JOB => Pull every line containing the word "this" from the records.

DATA SUPPLIED =>
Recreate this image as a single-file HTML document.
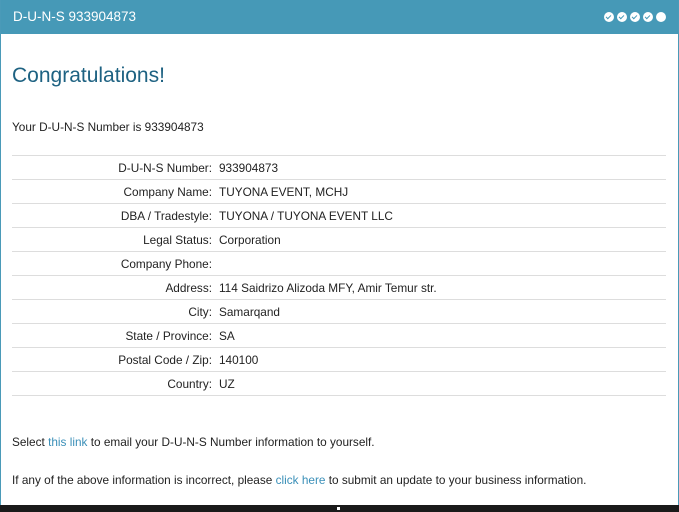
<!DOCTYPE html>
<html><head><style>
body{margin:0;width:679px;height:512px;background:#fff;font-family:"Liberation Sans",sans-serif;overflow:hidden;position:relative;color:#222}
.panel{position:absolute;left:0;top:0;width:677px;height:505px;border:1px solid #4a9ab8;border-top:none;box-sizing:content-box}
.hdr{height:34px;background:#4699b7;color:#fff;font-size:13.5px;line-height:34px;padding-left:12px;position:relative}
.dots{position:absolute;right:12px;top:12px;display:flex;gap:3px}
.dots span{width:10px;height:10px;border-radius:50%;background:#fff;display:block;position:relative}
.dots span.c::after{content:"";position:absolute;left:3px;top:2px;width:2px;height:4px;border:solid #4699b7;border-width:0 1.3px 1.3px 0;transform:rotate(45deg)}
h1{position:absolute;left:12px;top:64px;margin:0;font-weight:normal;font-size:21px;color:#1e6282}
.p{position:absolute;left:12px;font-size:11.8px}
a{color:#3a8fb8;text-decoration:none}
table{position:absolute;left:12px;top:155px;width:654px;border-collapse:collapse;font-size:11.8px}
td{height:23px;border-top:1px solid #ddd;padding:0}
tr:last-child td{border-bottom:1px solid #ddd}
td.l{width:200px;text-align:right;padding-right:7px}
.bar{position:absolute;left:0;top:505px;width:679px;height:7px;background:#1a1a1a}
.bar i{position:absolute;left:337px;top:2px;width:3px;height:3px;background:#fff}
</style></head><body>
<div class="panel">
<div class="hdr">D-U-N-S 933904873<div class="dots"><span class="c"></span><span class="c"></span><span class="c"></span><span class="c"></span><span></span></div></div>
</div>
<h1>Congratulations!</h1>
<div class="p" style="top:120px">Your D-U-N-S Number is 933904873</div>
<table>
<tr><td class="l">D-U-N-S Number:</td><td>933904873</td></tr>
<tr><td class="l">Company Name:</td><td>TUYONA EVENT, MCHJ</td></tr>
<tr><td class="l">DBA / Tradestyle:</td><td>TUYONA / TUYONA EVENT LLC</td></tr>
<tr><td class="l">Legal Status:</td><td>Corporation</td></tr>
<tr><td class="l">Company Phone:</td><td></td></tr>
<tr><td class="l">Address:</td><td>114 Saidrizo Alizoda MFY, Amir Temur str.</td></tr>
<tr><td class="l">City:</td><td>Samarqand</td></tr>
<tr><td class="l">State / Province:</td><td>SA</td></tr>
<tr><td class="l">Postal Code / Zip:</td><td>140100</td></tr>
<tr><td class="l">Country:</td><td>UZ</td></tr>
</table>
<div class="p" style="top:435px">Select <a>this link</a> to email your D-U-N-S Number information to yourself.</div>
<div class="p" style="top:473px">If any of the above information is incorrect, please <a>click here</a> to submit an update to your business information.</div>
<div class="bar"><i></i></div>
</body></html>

...

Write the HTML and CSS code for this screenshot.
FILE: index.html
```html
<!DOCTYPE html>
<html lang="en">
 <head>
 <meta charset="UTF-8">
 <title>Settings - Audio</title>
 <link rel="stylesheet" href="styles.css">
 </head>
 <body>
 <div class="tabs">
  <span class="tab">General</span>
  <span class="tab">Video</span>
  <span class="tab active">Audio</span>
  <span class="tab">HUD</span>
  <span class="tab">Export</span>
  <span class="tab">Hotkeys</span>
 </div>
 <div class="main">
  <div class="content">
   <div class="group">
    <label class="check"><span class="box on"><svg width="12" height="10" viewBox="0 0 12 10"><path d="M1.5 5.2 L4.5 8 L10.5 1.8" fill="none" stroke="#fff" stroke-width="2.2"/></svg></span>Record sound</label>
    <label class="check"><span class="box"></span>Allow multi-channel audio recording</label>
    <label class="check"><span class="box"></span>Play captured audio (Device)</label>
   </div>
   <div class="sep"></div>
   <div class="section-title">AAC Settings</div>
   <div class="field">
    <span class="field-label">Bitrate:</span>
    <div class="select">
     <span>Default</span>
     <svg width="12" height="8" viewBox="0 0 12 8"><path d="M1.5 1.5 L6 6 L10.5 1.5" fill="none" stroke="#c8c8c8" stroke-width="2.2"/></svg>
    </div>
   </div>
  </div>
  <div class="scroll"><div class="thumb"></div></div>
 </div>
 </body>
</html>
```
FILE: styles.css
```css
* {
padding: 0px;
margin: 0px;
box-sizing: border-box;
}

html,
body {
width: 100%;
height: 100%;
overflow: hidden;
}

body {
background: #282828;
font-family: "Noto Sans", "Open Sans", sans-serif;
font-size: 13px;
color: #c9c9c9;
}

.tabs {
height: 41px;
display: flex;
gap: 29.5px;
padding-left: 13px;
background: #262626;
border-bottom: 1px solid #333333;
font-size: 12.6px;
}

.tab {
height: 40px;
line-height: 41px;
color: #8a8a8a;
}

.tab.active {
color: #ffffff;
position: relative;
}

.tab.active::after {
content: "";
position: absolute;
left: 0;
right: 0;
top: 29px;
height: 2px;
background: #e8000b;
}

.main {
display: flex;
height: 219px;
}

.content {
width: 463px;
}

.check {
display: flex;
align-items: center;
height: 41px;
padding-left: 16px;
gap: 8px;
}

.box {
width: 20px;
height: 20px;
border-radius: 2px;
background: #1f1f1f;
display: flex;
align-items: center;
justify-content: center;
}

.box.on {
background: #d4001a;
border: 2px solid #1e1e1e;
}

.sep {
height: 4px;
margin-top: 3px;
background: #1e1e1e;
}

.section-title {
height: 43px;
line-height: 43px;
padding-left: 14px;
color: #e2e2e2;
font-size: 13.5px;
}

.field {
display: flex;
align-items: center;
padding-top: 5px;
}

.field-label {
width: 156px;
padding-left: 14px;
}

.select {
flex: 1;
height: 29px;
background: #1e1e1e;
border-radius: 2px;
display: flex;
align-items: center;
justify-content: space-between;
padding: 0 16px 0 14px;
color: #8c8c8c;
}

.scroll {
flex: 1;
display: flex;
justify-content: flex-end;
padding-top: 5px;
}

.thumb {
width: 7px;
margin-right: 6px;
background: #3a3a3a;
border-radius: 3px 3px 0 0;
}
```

EXERCISE SOLUTION =>
Recreate this image as a single-file HTML document.
<div class="p" style="top:435px">Select <a>this link</a> to email your D-U-N-S Number information to yourself.</div>
Write the HTML and CSS code for this screenshot.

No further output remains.